A
few months ago a Pittsburgh labor attorney and human rights activist,
Dan Kovalik, penned an op-ed piece for a Western Pennsylvania daily,
The Pittsburgh Post-Gazette. Kovalik took up the case of an
elderly adjunct professor at a local private university who died
virtually penniless, with insecure shelter, and with tenuous health
care. In the several hundred words allowed him, Kovalik brought
forward Margaret Mary Vojtko's struggle to eke out a living from the
meager salaries offered by adjunct university and college teaching
employment. Kovalik made no effort to disguise his own solution: he
noted that he met Vojtko in the midst of a union organizing campaign,
a campaign which promised some relief from the poverty level wages
and absent benefits provided by the well-endowed university.
To
probably everyone's surprise, Kovalik's account sparked an enormous
burst of commentary and interest in the cause of highly educated, but
poorly paid university teachers. Other adjuncts realized that their
plight was not uncommon, but shared by thousands working in academic
institutions throughout the US. The story of Margaret Mary's tragic
demise lifted spirits and provoked anger.
Predictably,
the Pittsburgh institution that employed Vojtko, Duquesne University,
mounted a feeble, but loud defense. Nonetheless, Kovalik's article
pressed school administrators to bargain with the union and imparted
meaning to a senseless tragedy. In the hard-hitting and noble
tradition of muckraking journalists like Upton Sinclair, Lincoln
Stephens, and Ida B. Wells, Kovalik offered Vojtko's story as a case
study in the plight of thousands of underpaid and exploited college
and university level teachers.
Unfortunately,
the valuable muck-raking tradition, like whistle blowing, is
considered bad sport in the age of stifling corporate journalism and
rampant toadyism. Extremely rare socially relevant journalism is
either accidental journalism or revelation wrapped in scandal, smut,
or corruption. Today's young journalist with an eye to a career
understands that entertainment metrics trump shaking a fist to power,
that “reality” voyeurism titillates the passive reader, and that
ferreting out injustice doesn't pay.
In
that vein, Slate magazine, a journal that appeals to
middle-class social liberalism, unleashed an assistant editor, L. V.

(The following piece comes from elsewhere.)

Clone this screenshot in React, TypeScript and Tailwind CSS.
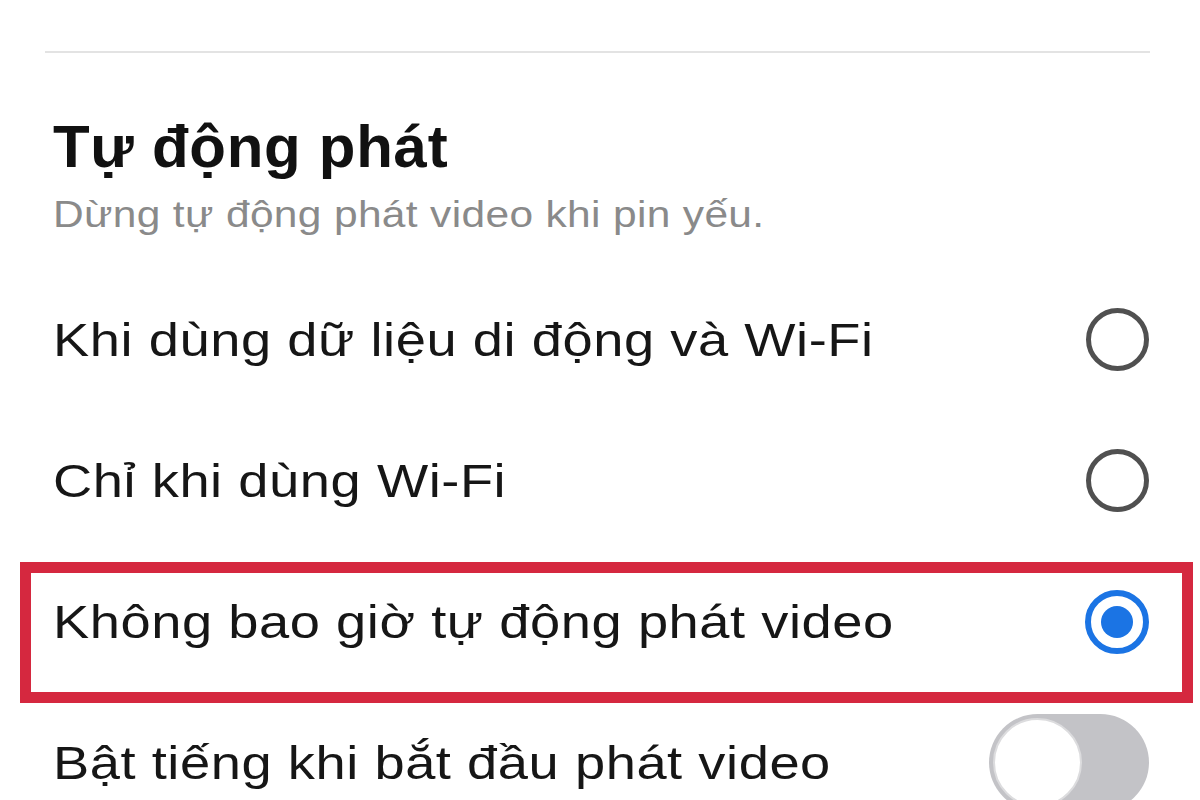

Anderson, to doggedly dig up the real story of Margaret Mary
Vojtko (Death of a Professor, 11-17-2013). Undoubtedly Slate's
founder, Michael Kinsley, an old Cold Warrior transformed into a
leading spokesperson for post-Reagan liberalism, could smell a
radical message in the Kovalik article. The subversive Kovalik was
actually suggesting that institutions owed a decent living to their
employees! He had the audacity to imply that some employees-- those
without trust funds-- actually depend upon their employers for their
survival! Such a view offends the sensibilities of our betters who
are confident of the many charities and helping hands that are always
there for the asking.
Dutiful
to her assignment, Anderson visited Pittsburgh on a mission:
Kovalik’s not-so-subtle implication was that if Duquesne had negotiated, Vojtko might not have died the way she did...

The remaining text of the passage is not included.